A investigação também apurou que a arma foi comprada pela mãe do marido de Hyara em Vitória da Conquista após uma tentativa de sequestro que o filho sofreu em Guaratinga.

Pesaram ainda a favor do adolescente o fato de o laudo de necropsia não indicar sinais internos ou externos de violência doméstica e, sobretudo, o relato das 16 testemunhas – incluindo menores de idade, acompanhados por promotores do Ministério Público da Bahia –, que de forma unânime afirmaram que os dois, casados há apenas 45 dias, tinham uma relação harmônica.

A família de Hyara sustentava ainda a hipótese de que o crime tivesse sido cometido por vingança após um relacionamento extraconjugal entre a mãe do adolescente e o tio da vítima. No entanto, de acordo com a polícia, esta versão não se sustentou com provas.

Sogra e tio indiciados

 

A sogra de Hyara Flor foi indiciada por homicídio culposo e porte ilegal de arma de fogo, considerando que a pistola utilizada no crime pertencia a ela. O tio da vítima foi indiciado por disparo de arma de fogo, referente a tiros deflagrados contra a residência do casal de adolescentes. O adolescente, ex-companheiro da vítima, foi ouvido por meio de videoconferência pela juíza da comarca de Guaratinga após a conclusão do inquérito e foi solto.

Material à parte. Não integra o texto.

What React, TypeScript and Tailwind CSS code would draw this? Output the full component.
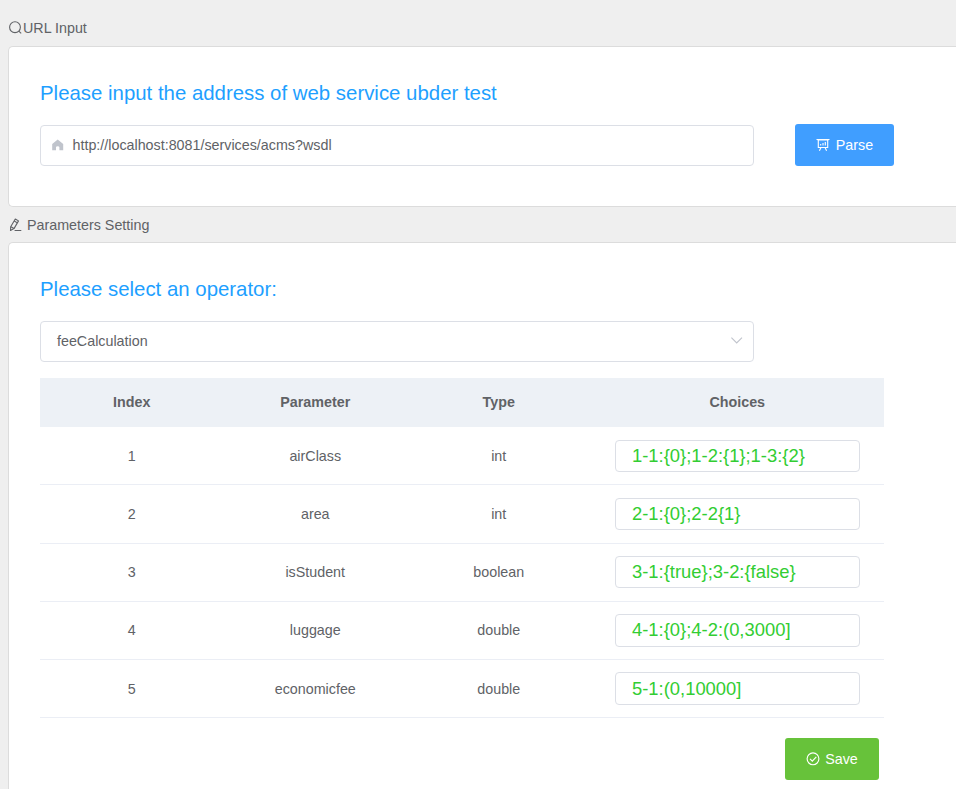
import React from "react";

type Row = { index: number; name: string; type: string; choices: string };

const rows: Row[] = [
  { index: 1, name: "airClass", type: "int", choices: "1-1:{0};1-2:{1};1-3:{2}" },
  { index: 2, name: "area", type: "int", choices: "2-1:{0};2-2{1}" },
  { index: 3, name: "isStudent", type: "boolean", choices: "3-1:{true};3-2:{false}" },
  { index: 4, name: "luggage", type: "double", choices: "4-1:{0};4-2:(0,3000]" },
  { index: 5, name: "economicfee", type: "double", choices: "5-1:(0,10000]" },
];

function SearchIcon() {
  return (
    <svg className="h-[14px] w-[14px] shrink-0" viewBox="0 0 14 14" fill="none" stroke="currentColor" strokeWidth="1.1">
      <circle cx="6" cy="6.2" r="5.4" />
      <path d="M9.8 10.2 12.2 12.4" />
    </svg>
  );
}

function EditIcon() {
  return (
    <svg className="h-[14px] w-[14px] shrink-0" viewBox="0 0 14 14" fill="none" stroke="currentColor" strokeWidth="1.1" strokeLinejoin="round">
      <path d="M6.3 1 9.5 2.9 5 10.6 1.5 12.5 1.7 8.8Z" />
      <path d="M5.2 3 8.4 4.9M1.9 8.8 5 10.6M5.6 12.5H12.3" />
    </svg>
  );
}

function HomeIcon() {
  return (
    <svg className="h-[14px] w-[14px] shrink-0 text-[#c0c4cc]" viewBox="0 0 14 14" fill="currentColor">
      <path d="M6.7 1.6 12.2 6V12.2H8.4V9.2Q8.4 8.2 6.7 8.2T5 9.2V12.2H1.2V6Z" />
    </svg>
  );
}

function BoardIcon() {
  return (
    <svg className="h-[14px] w-[14px] shrink-0" viewBox="0 0 14 14" fill="none" stroke="currentColor" strokeWidth="1.1">
      <path d="M.5 1.5H13.5M2.3 1.5V9.5H11.7V1.5M5 9.5 3.4 12.8M9 9.5 10.6 12.8M4.7 7.5V6M7 7.5V5M9.3 7.5V4" />
      <path d="M1.6 2.5H12.4" strokeOpacity="0.5" />
    </svg>
  );
}

function CheckIcon() {
  return (
    <svg className="h-[14px] w-[14px] shrink-0" viewBox="0 0 14 14" fill="none" stroke="currentColor" strokeWidth="1.15">
      <circle cx="7" cy="6.8" r="5.9" />
      <path d="M4 6.9 6.3 9.1 10.3 4.9" />
    </svg>
  );
}

function ChevronIcon() {
  return (
    <svg className="h-[14px] w-[14px] shrink-0 text-[#c0c4cc]" viewBox="0 0 14 14" fill="none" stroke="currentColor" strokeWidth="1.1">
      <path d="M1.4 3.6 6.7 9 12 3.6" />
    </svg>
  );
}

const columns = "grid grid-cols-[183.5px_183.5px_183.5px_293.5px]";

export default function App() {
  return (
    <div className="flex h-[789px] w-[956px] flex-col overflow-hidden bg-[#efefef] font-['Liberation_Sans',Arial,sans-serif] text-[14.3px] leading-5 text-[#606266]">
      <header className="flex h-[46px] shrink-0 items-center pt-[10px] pl-[9px]">
        <SearchIcon />
        <span>URL Input</span>
      </header>

      <section className="ml-2 h-[161px] shrink-0 rounded-l-[5px] border border-r-0 border-[#dcdcdc] bg-white pt-[31px] pl-[31px]">
        <h1 className="h-[30px] text-[20.4px] leading-[30px] text-[#1e9fff]">Please input the address of web service ubder test</h1>
        <div className="mt-4 flex items-end gap-[41px]">
          <div className="flex h-[41px] w-[714px] items-center gap-[7.5px] rounded border border-[#dcdfe6] pb-px pl-[10px]">
            <HomeIcon />
            <span>http://localhost:8081/services/acms?wsdl</span>
          </div>
          <button className="flex h-[42px] w-[99px] items-center justify-center gap-[6px] rounded-[3px] bg-[#409eff] text-white">
            <BoardIcon />
            <span>Parse</span>
          </button>
        </div>
      </section>

      <div className="flex h-[35px] shrink-0 items-center gap-[4px] pt-px pl-[9px]">
        <EditIcon />
        <span>Parameters Setting</span>
      </div>

      <section className="ml-2 h-[600px] shrink-0 rounded-tl-[5px] border-t border-l border-[#dcdcdc] bg-white pt-[31px] pl-[31px]">
        <h2 className="h-[30px] text-[20.4px] leading-[30px] text-[#1e9fff]">Please select an operator:</h2>
        <div className="mt-[17px] flex h-[41px] w-[714px] items-center justify-between rounded border border-[#dcdfe6] pr-[9px] pb-px pl-4">
          <span>feeCalculation</span>
          <ChevronIcon />
        </div>

        <div className="mt-4 w-[844px] text-center">
          <div className={`${columns} h-[49.2px] items-center bg-[#edf1f6] pb-px font-bold`}>
            <span>Index</span>
            <span>Parameter</span>
            <span>Type</span>
            <span>Choices</span>
          </div>
          {rows.map((row) => (
            <div key={row.index} className={`${columns} h-[58.2px] items-center border-b border-[#ebeef5]`}>
              <span>{row.index}</span>
              <span>{row.name}</span>
              <span>{row.type}</span>
              <div className="ml-[24.5px] flex h-[32.4px] w-[245px] items-center rounded border border-[#dcdfe6] pl-4 text-[18.4px] text-[#32cd32]">
                {row.choices}
              </div>
            </div>
          ))}
        </div>

        <div className="mt-5 flex w-[839px] justify-end">
          <button className="flex h-[42px] w-[94px] items-center justify-center gap-[5px] rounded-[3px] bg-[#67c23a] text-white">
            <CheckIcon />
            <span>Save</span>
          </button>
        </div>
      </section>
    </div>
  );
}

Em nota oficial, a Polícia Civil afirma que a investigação do caso concluiu que o tiro que atingiu a vítima foi deflagrado pelo cunhado da adolescente, de nove anos, quando a criança e Hyara brincavam com a arma no quarto dela. “No curso das apurações foram analisados laudos periciais, oitivas de 16 pessoas, entre elas, duas crianças que prestaram depoimento especial com a presença de promotor de Justiça da Promotoria da Infância e da Juventude do Ministério Público da Bahia. Também foram analisadas imagens de câmera de vigilância do endereço do fato, documentos e mensagens de celular e redes sociais, além de apurações em campo”.

A reportagem procurou novamente a polícia, nesta quarta-feira, pedindo um posicionamento sobre as críticas feitas pelo pai de Hyara, mas a instituição afirmou apenas que todas as informações já foram fornecidas sobre o caso e que a parte da Polícia Civil já foi finalizada, já que o inquérito já foi concluído e remetido. O delegado Robson Domingos não quis dar entrevista. O Ministério Público da Bahia, por sua vez, ainda não informou se apresentará denúncia à Justiça após o recebimento do inquérito.

Procurada, a defesa de Hyago Alves não retornou o contato. A reportagem também não conseguiu contato com Homero Mafra, advogado responsável pela defesa da família do ex-marido de Hyara.